Assume $(x_t)_{t\in\Lambda}$ is a bounded net in $\mathbb{C}$ that doesn't convergent to $0$. Is there a subnet of it and an $\epsilon$ such that is outside of $B(0,\epsilon)=\{ x\in \mathbb{C}: \lVert x\rVert<\epsilon\} $?
This is true for sequences but for net I can't find a counterexample.
Since $x_t$ doesn't converge to $0$, there is $\epsilon>0$ such that for all $s\in\Lambda$ there is $t\in\Lambda$ such that $t\geq s$ and $|x_{t}|>\epsilon$.

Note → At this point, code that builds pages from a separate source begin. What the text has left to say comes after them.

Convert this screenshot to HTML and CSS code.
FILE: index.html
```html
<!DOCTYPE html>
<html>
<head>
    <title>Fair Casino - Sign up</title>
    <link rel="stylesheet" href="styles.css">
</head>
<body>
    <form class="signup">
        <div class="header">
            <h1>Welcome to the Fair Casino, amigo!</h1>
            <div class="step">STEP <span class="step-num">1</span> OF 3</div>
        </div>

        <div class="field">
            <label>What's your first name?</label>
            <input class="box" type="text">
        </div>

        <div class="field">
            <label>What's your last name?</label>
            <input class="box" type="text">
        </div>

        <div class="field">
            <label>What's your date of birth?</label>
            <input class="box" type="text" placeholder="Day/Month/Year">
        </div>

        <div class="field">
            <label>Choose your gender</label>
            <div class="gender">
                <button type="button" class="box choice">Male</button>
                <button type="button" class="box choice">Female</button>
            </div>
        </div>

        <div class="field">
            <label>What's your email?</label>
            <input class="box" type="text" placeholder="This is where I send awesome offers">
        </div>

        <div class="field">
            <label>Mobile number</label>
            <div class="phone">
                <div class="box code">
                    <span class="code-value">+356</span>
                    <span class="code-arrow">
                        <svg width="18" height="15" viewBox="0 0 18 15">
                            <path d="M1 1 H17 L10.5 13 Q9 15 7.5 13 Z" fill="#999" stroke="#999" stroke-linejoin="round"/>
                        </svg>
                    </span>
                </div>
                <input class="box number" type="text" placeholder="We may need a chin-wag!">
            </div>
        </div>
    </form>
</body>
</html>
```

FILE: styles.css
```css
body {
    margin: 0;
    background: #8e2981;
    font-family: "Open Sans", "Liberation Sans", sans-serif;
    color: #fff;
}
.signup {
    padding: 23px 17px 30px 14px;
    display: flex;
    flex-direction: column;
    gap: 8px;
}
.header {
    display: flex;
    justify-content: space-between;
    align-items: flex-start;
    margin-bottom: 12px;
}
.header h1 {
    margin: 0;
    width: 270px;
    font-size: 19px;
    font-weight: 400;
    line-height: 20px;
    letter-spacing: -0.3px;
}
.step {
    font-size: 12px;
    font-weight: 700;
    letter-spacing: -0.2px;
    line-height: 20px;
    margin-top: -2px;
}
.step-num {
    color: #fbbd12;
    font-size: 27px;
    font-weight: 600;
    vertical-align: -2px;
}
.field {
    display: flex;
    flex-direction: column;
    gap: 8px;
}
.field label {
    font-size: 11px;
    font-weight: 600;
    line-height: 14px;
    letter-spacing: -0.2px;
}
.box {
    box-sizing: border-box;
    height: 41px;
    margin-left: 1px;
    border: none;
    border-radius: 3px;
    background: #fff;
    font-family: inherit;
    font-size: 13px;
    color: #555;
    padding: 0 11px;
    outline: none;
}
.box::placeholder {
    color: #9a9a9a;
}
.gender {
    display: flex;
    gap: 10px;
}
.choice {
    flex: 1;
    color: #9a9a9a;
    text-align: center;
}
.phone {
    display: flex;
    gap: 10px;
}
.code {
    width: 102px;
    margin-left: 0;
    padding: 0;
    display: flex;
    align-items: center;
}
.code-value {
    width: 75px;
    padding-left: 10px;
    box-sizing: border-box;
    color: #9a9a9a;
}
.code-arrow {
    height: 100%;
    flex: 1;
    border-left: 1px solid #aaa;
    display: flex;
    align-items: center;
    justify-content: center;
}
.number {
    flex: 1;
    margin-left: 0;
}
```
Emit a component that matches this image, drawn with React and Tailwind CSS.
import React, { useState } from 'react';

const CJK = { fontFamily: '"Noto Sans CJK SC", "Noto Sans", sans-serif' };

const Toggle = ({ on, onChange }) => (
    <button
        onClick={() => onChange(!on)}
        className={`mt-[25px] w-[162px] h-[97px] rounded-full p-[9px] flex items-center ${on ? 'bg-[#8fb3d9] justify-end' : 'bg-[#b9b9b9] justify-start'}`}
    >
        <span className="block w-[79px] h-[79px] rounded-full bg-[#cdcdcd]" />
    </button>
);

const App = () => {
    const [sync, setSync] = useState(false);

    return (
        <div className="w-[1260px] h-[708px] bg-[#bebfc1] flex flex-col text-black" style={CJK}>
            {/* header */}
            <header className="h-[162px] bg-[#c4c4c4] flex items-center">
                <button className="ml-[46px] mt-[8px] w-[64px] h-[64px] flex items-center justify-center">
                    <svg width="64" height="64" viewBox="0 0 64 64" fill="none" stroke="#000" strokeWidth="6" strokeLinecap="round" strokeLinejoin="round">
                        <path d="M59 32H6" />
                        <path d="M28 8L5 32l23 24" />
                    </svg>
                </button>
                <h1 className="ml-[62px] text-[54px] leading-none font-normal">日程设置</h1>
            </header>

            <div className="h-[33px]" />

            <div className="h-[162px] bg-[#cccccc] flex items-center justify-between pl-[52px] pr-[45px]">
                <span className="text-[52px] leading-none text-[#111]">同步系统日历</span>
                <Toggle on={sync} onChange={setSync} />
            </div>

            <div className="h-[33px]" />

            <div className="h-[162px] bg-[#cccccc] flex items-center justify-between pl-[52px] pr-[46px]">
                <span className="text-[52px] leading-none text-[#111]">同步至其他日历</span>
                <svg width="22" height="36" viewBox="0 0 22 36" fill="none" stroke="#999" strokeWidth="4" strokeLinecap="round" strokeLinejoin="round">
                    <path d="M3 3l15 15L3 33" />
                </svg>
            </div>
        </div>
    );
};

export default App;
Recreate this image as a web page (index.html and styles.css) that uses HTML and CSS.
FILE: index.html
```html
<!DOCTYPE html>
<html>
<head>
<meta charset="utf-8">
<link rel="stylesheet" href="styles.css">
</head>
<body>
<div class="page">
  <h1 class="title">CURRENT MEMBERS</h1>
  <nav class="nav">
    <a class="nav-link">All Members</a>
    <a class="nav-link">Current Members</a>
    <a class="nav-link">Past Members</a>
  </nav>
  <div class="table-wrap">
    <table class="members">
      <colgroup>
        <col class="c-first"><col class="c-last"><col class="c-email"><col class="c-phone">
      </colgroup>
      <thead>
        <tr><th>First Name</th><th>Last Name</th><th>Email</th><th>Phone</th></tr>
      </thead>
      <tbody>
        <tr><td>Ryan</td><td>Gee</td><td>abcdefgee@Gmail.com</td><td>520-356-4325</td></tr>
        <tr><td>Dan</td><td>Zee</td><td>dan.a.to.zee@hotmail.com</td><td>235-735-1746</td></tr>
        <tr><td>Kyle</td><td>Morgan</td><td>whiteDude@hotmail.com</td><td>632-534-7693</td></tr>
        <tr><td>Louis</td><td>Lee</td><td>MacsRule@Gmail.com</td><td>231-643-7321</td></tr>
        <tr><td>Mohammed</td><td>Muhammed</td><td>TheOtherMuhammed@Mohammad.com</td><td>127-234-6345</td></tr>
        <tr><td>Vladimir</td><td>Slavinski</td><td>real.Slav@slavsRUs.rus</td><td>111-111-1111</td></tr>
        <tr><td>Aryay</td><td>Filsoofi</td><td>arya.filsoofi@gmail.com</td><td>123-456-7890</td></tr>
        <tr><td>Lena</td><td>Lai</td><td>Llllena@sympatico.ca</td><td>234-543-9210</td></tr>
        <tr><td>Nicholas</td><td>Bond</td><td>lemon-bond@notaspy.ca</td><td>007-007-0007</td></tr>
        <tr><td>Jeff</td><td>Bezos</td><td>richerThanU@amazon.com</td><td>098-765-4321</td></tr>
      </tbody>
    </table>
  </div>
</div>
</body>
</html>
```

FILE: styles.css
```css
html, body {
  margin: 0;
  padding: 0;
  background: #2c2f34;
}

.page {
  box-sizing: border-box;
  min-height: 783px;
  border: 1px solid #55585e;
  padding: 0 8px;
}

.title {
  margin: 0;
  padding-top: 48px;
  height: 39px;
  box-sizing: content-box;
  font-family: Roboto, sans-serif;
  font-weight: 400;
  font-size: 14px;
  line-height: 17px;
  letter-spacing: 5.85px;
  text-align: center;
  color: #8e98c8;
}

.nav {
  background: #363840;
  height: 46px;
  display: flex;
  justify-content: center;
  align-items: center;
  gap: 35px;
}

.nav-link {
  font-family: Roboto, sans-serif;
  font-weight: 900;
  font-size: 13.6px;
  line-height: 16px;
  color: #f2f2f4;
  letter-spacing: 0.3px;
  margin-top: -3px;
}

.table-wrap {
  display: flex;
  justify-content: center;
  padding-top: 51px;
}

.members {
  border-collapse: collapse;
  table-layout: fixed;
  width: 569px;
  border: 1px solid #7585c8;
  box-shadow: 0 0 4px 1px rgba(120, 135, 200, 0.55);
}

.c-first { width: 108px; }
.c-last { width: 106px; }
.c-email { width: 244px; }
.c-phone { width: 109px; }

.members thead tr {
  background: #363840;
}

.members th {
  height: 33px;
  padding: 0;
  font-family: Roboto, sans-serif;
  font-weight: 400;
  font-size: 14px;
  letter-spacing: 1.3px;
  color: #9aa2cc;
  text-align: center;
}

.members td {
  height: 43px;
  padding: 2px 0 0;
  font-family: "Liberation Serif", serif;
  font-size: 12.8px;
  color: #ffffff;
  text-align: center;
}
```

Let's use this to choose the subnet in an orderly manner.
Let $\preceq$ be a well order of $\Lambda$ and $o$ the first element in this order. Choose $t_o\geq o$ with $|x_{t_0}|>\epsilon$.
Assume that we have defined $t_j$ for all $j\preceq i$ with $j\neq i$. If there is already some $t_j\geq i$ defined for some $j\preceq i$, either skip $i$ or define $t_i$ to be one such $t_j$. By transfinite induction we have defined a subset $\Gamma$ of $\Lambda$ of all values of $t_i$ chosen. This set ordered with the original order $\leq$ of $\Lambda$ is directed. In fact, if $t_i,t_j\in\Gamma$ then there are some $i',j'\in\Lambda$ such that $t_i\leq i'$ and $t_j\leq j'$. Since $(\Lambda,\leq)$ is directed, then there is $k\in\Lambda$ with $k\geq i'$ and $k\geq j'$. But then there is $t_k\in\Gamma$ with $t_k\geq k$. This implies that $t_k\geq t_i$ and $t_k\geq t_j$ by transitivity. Therefore $(\Gamma,\leq)$ is also directed.
By construction, for all elements $r\in\Gamma$ we have $|x_r|>\epsilon$.
The restriction of $x$ to $\Gamma$ is a subnet. In fact, if $i\in\Lambda$ then $\{k\in\Gamma:\ k\geq t_i\}\subset\{j\in\Lambda:\ j\geq i\}$, since $k\geq t_i\geq i$ by construction, and this implies $k\geq i$ by transitivity.